##### Data excerpt

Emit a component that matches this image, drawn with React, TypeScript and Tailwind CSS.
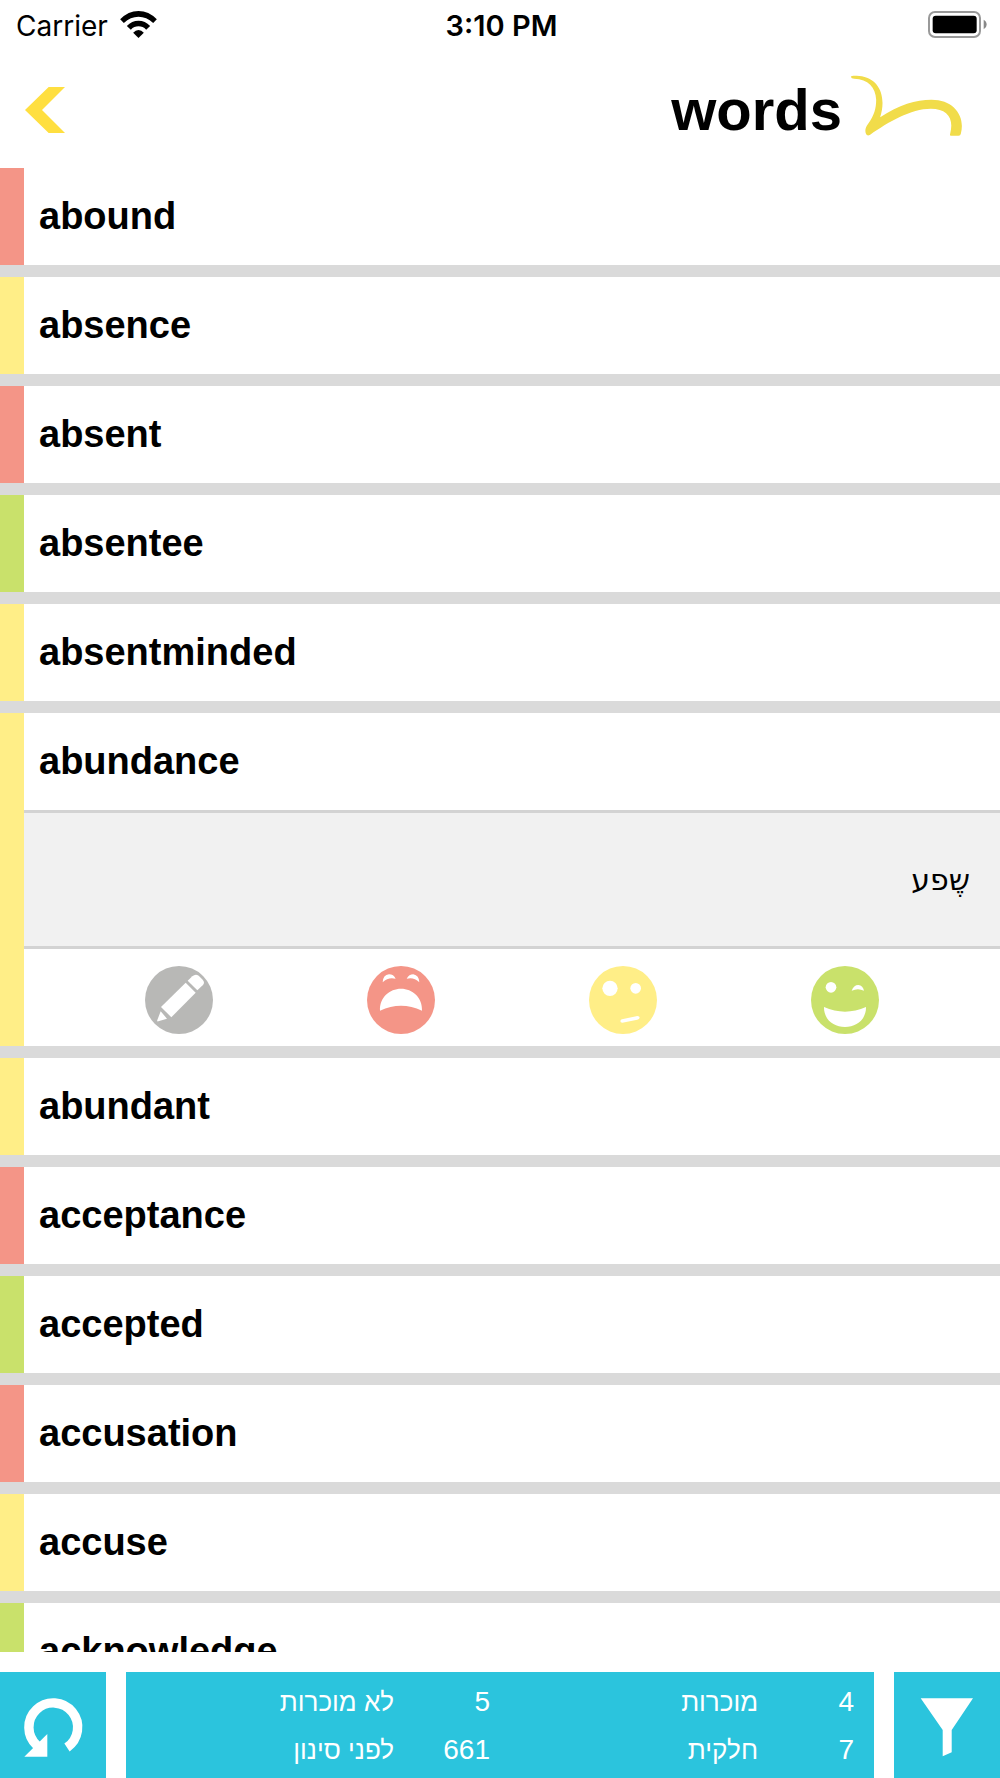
import { useState } from "react";
import type { ReactNode } from "react";
import { clsx } from "clsx";

type Level = "known" | "partial" | "unknown";

type Word = {
  text: string;
  level: Level;
  translation?: string;
};

const words: Word[] = [
  { text: "abound", level: "unknown" },
  { text: "absence", level: "partial" },
  { text: "absent", level: "unknown" },
  { text: "absentee", level: "known" },
  { text: "absentminded", level: "partial" },
  { text: "abundance", level: "partial", translation: "שֶפע" },
  { text: "abundant", level: "partial" },
  { text: "acceptance", level: "unknown" },
  { text: "accepted", level: "known" },
  { text: "accusation", level: "unknown" },
  { text: "accuse", level: "partial" },
  { text: "acknowledge", level: "known" },
];

const levelColors: Record<Level, string> = {
  known: "border-[#c9e16b]",
  partial: "border-[#ffee87]",
  unknown: "border-[#f49587]",
};

const stats = [
  { label: "מוכרות", value: 4 },
  { label: "לא מוכרות", value: 5 },
  { label: "חלקית", value: 7 },
  { label: "לפני סינון", value: 661 },
];

function StatusBar() {
  return (
    <div className="grid h-[52px] grid-cols-3 items-center pr-[13px] pl-4 font-[Inter,sans-serif] text-[28px]">
      <div className="flex items-center gap-3">
        <span>Carrier</span>
        <svg className="mb-1 h-[27px] w-[37px]" viewBox="0 0 110 81" aria-hidden="true">
          <path d="M0 25Q24 0 55 0Q86 0 110 25L99 36Q79 17 55 17Q31 17 11 36Z" />
          <path d="M20 45Q35 29 55 29Q75 29 90 45L78 56Q68 46 55 46Q42 46 32 56Z" />
          <path d="M39 65Q46 57 55 57Q64 57 71 65L55 81Z" />
        </svg>
      </div>
      <span className="text-center text-[29px] font-semibold">3:10 PM</span>
      <svg className="mb-1 h-[27px] w-[59px] justify-self-end" viewBox="0 0 177 81" aria-hidden="true">
        <rect x="3" y="3" width="153" height="75" rx="18" fill="none" stroke="#999" strokeWidth="6" />
        <rect x="14" y="14" width="132" height="53" rx="9" />
        <path d="M167 26Q176 31 176 41Q176 50 167 55Z" fill="#888" />
      </svg>
    </div>
  );
}

function Header() {
  return (
    <header className="flex h-[116px] items-center justify-between pr-[37px] pl-[25px]">
      <button type="button" aria-label="Back">
        <svg className="h-[46px] w-10" viewBox="0 0 120 138" fill="#ffdf40" aria-hidden="true">
          <path d="M71 0H120L51 69L120 138H71L0 69Z" />
        </svg>
      </button>
      <div className="flex items-center gap-2">
        <h1 className="text-[58px] leading-none font-bold">words</h1>
        <svg className="mb-2 h-[62px] w-[113px]" viewBox="628 226 338 186" fill="#f1dc4a" aria-hidden="true">
          <path d="M630 231C632 227 645 228 655 229C715 234 738 290 718 353C775 315 825 300 872 300C940 300 974 350 960 402Q959 408 953 408H930Q926 408 928 402C940 356 920 327 870 327C810 327 742 367 688 405Q680 410 676 404C671 393 674 382 682 372C700 347 706 326 706 300C704 262 682 239 640 237Q631 237 630 231Z" />
        </svg>
      </div>
    </header>
  );
}

function RateButton({ label, color, children }: { label: string; color: string; children: ReactNode }) {
  return (
    <button type="button" aria-label={label}>
      <svg className="size-[68px]" viewBox="0 0 204 204" fill="#fff" aria-hidden="true">
        <circle cx="102" cy="102" r="102" fill={color} />
        {children}
      </svg>
    </button>
  );
}

function WordDetails({ translation }: { translation: string }) {
  return (
    <>
      <div
        dir="rtl"
        className="flex h-[139px] items-center border-y-3 border-[#d3d3d3] bg-[#f1f1f1] px-[30px] font-['DejaVu_Sans',sans-serif] text-[30px]"
      >
        <p lang="he">{translation}</p>
      </div>
      <div className="flex h-[97px] items-center justify-between px-[121px] pt-1">
        <RateButton label="Edit" color="#b8b8b6">
          <path d="M47 136L66 158L40 166Q35 167 37 162Z" />
          <path d="M48 123L122 50L152 80L79 154Z" />
          <path d="M128 44L142 31Q151 23 161 29L173 41Q181 50 173 58L157 73Z" />
        </RateButton>
        <RateButton label="Unknown" color="#f49587">
          <path d="M47 49Q48 27 66 25Q80 25 86 38Q64 32 47 49Z" />
          <path d="M119 38Q126 25 139 25Q156 28 157 49Q140 32 119 38Z" />
          <path d="M39 134C37 94 68 68 102 68C136 68 167 94 165 134Q102 104 39 134Z" />
        </RateButton>
        <RateButton label="Partly known" color="#ffee87">
          <circle cx="63" cy="67" r="23" />
          <circle cx="140" cy="67" r="16" />
          <path d="M99 160L145 150Q152 150 152 155Q151 159 145 161L100 170Q94 170 94 165Q95 161 99 160Z" />
        </RateButton>
        <RateButton label="Known" color="#c9e16b">
          <circle cx="60" cy="64" r="16" />
          <path d="M122 74Q128 57 142 57Q156 59 159 74Q141 65 122 74Z" />
          <path d="M39 123Q102 151 165 123C166 160 137 183 102 183C67 183 38 160 39 123Z" />
        </RateButton>
      </div>
    </>
  );
}

export default function App() {
  const [openWord, setOpenWord] = useState("abundance");

  return (
    <div className="flex h-screen flex-col bg-white font-['Liberation_Sans',Arial,sans-serif] text-black">
      <StatusBar />
      <Header />

      <ul className="flex min-h-0 flex-1 flex-col gap-3 overflow-hidden bg-[#dadada]">
        {words.map((word) => (
          <li key={word.text} className={clsx("shrink-0 border-l-24 bg-white", levelColors[word.level])}>
            <button
              type="button"
              aria-expanded={openWord === word.text}
              onClick={() => setOpenWord(openWord === word.text ? "" : word.text)}
              className="flex h-[97px] w-full items-center px-[15px] text-[38px] font-bold"
            >
              {word.text}
            </button>
            {openWord === word.text && word.translation && <WordDetails translation={word.translation} />}
          </li>
        ))}
      </ul>

      <footer className="mt-5 flex h-[106px] shrink-0 gap-5 text-white">
        <button type="button" aria-label="Reset" className="w-[106px] bg-[#2bc4dd]">
          <svg viewBox="0 0 106 106" aria-hidden="true">
            <path d="M37 73.5A24.4 24.4 0 1 1 67 75.5" fill="none" stroke="#fff" strokeWidth="9.4" />
            <path d="M47.3 62V84.7H24.3Z" fill="#fff" />
          </svg>
        </button>
        <dl
          dir="rtl"
          className="grid flex-1 grid-cols-2 content-center bg-[#2bc4dd] pt-px pr-5 text-[28px] leading-[48px]"
        >
          {stats.map((stat) => (
            <div key={stat.label} className="flex items-baseline">
              <dt lang="he" className="order-last text-[26px]">
                {stat.label}
              </dt>
              <dd className="w-24">{stat.value}</dd>
            </div>
          ))}
        </dl>
        <button type="button" aria-label="Filter" className="w-[106px] bg-[#2bc4dd]">
          <svg viewBox="0 0 106 106" fill="#fff" aria-hidden="true">
            <path d="M26.7 26.3H79L57.7 58V80.3L48.7 84.3V58Z" />
          </svg>
        </button>
      </footer>
    </div>
  );
}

##########

■ What you will do:
All of the data above should be quoted exactly, except for the pictures.

■ Exercise answer:
Emit a component that matches this image, drawn with React, TypeScript and Tailwind CSS.
import { useState } from "react";
import type { ReactNode } from "react";
import { clsx } from "clsx";

type Level = "known" | "partial" | "unknown";

type Word = {
  text: string;
  level: Level;
  translation?: string;
};

const words: Word[] = [
  { text: "abound", level: "unknown" },
  { text: "absence", level: "partial" },
  { text: "absent", level: "unknown" },
  { text: "absentee", level: "known" },
  { text: "absentminded", level: "partial" },
  { text: "abundance", level: "partial", translation: "שֶפע" },
  { text: "abundant", level: "partial" },
  { text: "acceptance", level: "unknown" },
  { text: "accepted", level: "known" },
  { text: "accusation", level: "unknown" },
  { text: "accuse", level: "partial" },
  { text: "acknowledge", level: "known" },
];

const levelColors: Record<Level, string> = {
  known: "border-[#c9e16b]",
  partial: "border-[#ffee87]",
  unknown: "border-[#f49587]",
};

const stats = [
  { label: "מוכרות", value: 4 },
  { label: "לא מוכרות", value: 5 },
  { label: "חלקית", value: 7 },
  { label: "לפני סינון", value: 661 },
];

function StatusBar() {
  return (
    <div className="grid h-[52px] grid-cols-3 items-center pr-[13px] pl-4 font-[Inter,sans-serif] text-[28px]">
      <div className="flex items-center gap-3">
        <span>Carrier</span>
        <svg className="mb-1 h-[27px] w-[37px]" viewBox="0 0 110 81" aria-hidden="true">
          <path d="M0 25Q24 0 55 0Q86 0 110 25L99 36Q79 17 55 17Q31 17 11 36Z" />
          <path d="M20 45Q35 29 55 29Q75 29 90 45L78 56Q68 46 55 46Q42 46 32 56Z" />
          <path d="M39 65Q46 57 55 57Q64 57 71 65L55 81Z" />
        </svg>
      </div>
      <span className="text-center text-[29px] font-semibold">3:10 PM</span>
      <svg className="mb-1 h-[27px] w-[59px] justify-self-end" viewBox="0 0 177 81" aria-hidden="true">
        <rect x="3" y="3" width="153" height="75" rx="18" fill="none" stroke="#999" strokeWidth="6" />
        <rect x="14" y="14" width="132" height="53" rx="9" />
        <path d="M167 26Q176 31 176 41Q176 50 167 55Z" fill="#888" />
      </svg>
    </div>
  );
}

function Header() {
  return (
    <header className="flex h-[116px] items-center justify-between pr-[37px] pl-[25px]">
      <button type="button" aria-label="Back">
        <svg className="h-[46px] w-10" viewBox="0 0 120 138" fill="#ffdf40" aria-hidden="true">
          <path d="M71 0H120L51 69L120 138H71L0 69Z" />
        </svg>
      </button>
      <div className="flex items-center gap-2">
        <h1 className="text-[58px] leading-none font-bold">words</h1>
        <svg className="mb-2 h-[62px] w-[113px]" viewBox="628 226 338 186" fill="#f1dc4a" aria-hidden="true">
          <path d="M630 231C632 227 645 228 655 229C715 234 738 290 718 353C775 315 825 300 872 300C940 300 974 350 960 402Q959 408 953 408H930Q926 408 928 402C940 356 920 327 870 327C810 327 742 367 688 405Q680 410 676 404C671 393 674 382 682 372C700 347 706 326 706 300C704 262 682 239 640 237Q631 237 630 231Z" />
        </svg>
      </div>
    </header>
  );
}

function RateButton({ label, color, children }: { label: string; color: string; children: ReactNode }) {
  return (
    <button type="button" aria-label={label}>
      <svg className="size-[68px]" viewBox="0 0 204 204" fill="#fff" aria-hidden="true">
        <circle cx="102" cy="102" r="102" fill={color} />
        {children}
      </svg>
    </button>
  );
}

function WordDetails({ translation }: { translation: string }) {
  return (
    <>
      <div
        dir="rtl"
        className="flex h-[139px] items-center border-y-3 border-[#d3d3d3] bg-[#f1f1f1] px-[30px] font-['DejaVu_Sans',sans-serif] text-[30px]"
      >
        <p lang="he">{translation}</p>
      </div>
      <div className="flex h-[97px] items-center justify-between px-[121px] pt-1">
        <RateButton label="Edit" color="#b8b8b6">
          <path d="M47 136L66 158L40 166Q35 167 37 162Z" />
          <path d="M48 123L122 50L152 80L79 154Z" />
          <path d="M128 44L142 31Q151 23 161 29L173 41Q181 50 173 58L157 73Z" />
        </RateButton>
        <RateButton label="Unknown" color="#f49587">
          <path d="M47 49Q48 27 66 25Q80 25 86 38Q64 32 47 49Z" />
          <path d="M119 38Q126 25 139 25Q156 28 157 49Q140 32 119 38Z" />
          <path d="M39 134C37 94 68 68 102 68C136 68 167 94 165 134Q102 104 39 134Z" />
        </RateButton>
        <RateButton label="Partly known" color="#ffee87">
          <circle cx="63" cy="67" r="23" />
          <circle cx="140" cy="67" r="16" />
          <path d="M99 160L145 150Q152 150 152 155Q151 159 145 161L100 170Q94 170 94 165Q95 161 99 160Z" />
        </RateButton>
        <RateButton label="Known" color="#c9e16b">
          <circle cx="60" cy="64" r="16" />
          <path d="M122 74Q128 57 142 57Q156 59 159 74Q141 65 122 74Z" />
          <path d="M39 123Q102 151 165 123C166 160 137 183 102 183C67 183 38 160 39 123Z" />
        </RateButton>
      </div>
    </>
  );
}

export default function App() {
  const [openWord, setOpenWord] = useState("abundance");

  return (
    <div className="flex h-screen flex-col bg-white font-['Liberation_Sans',Arial,sans-serif] text-black">
      <StatusBar />
      <Header />

      <ul className="flex min-h-0 flex-1 flex-col gap-3 overflow-hidden bg-[#dadada]">
        {words.map((word) => (
          <li key={word.text} className={clsx("shrink-0 border-l-24 bg-white", levelColors[word.level])}>
            <button
              type="button"
              aria-expanded={openWord === word.text}
              onClick={() => setOpenWord(openWord === word.text ? "" : word.text)}
              className="flex h-[97px] w-full items-center px-[15px] text-[38px] font-bold"
            >
              {word.text}
            </button>
            {openWord === word.text && word.translation && <WordDetails translation={word.translation} />}
          </li>
        ))}
      </ul>

      <footer className="mt-5 flex h-[106px] shrink-0 gap-5 text-white">
        <button type="button" aria-label="Reset" className="w-[106px] bg-[#2bc4dd]">
          <svg viewBox="0 0 106 106" aria-hidden="true">
            <path d="M37 73.5A24.4 24.4 0 1 1 67 75.5" fill="none" stroke="#fff" strokeWidth="9.4" />
            <path d="M47.3 62V84.7H24.3Z" fill="#fff" />
          </svg>
        </button>
        <dl
          dir="rtl"
          className="grid flex-1 grid-cols-2 content-center bg-[#2bc4dd] pt-px pr-5 text-[28px] leading-[48px]"
        >
          {stats.map((stat) => (
            <div key={stat.label} className="flex items-baseline">
              <dt lang="he" className="order-last text-[26px]">
                {stat.label}
              </dt>
              <dd className="w-24">{stat.value}</dd>
            </div>
          ))}
        </dl>
        <button type="button" aria-label="Filter" className="w-[106px] bg-[#2bc4dd]">
          <svg viewBox="0 0 106 106" fill="#fff" aria-hidden="true">
            <path d="M26.7 26.3H79L57.7 58V80.3L48.7 84.3V58Z" />
          </svg>
        </button>
      </footer>
    </div>
  );
}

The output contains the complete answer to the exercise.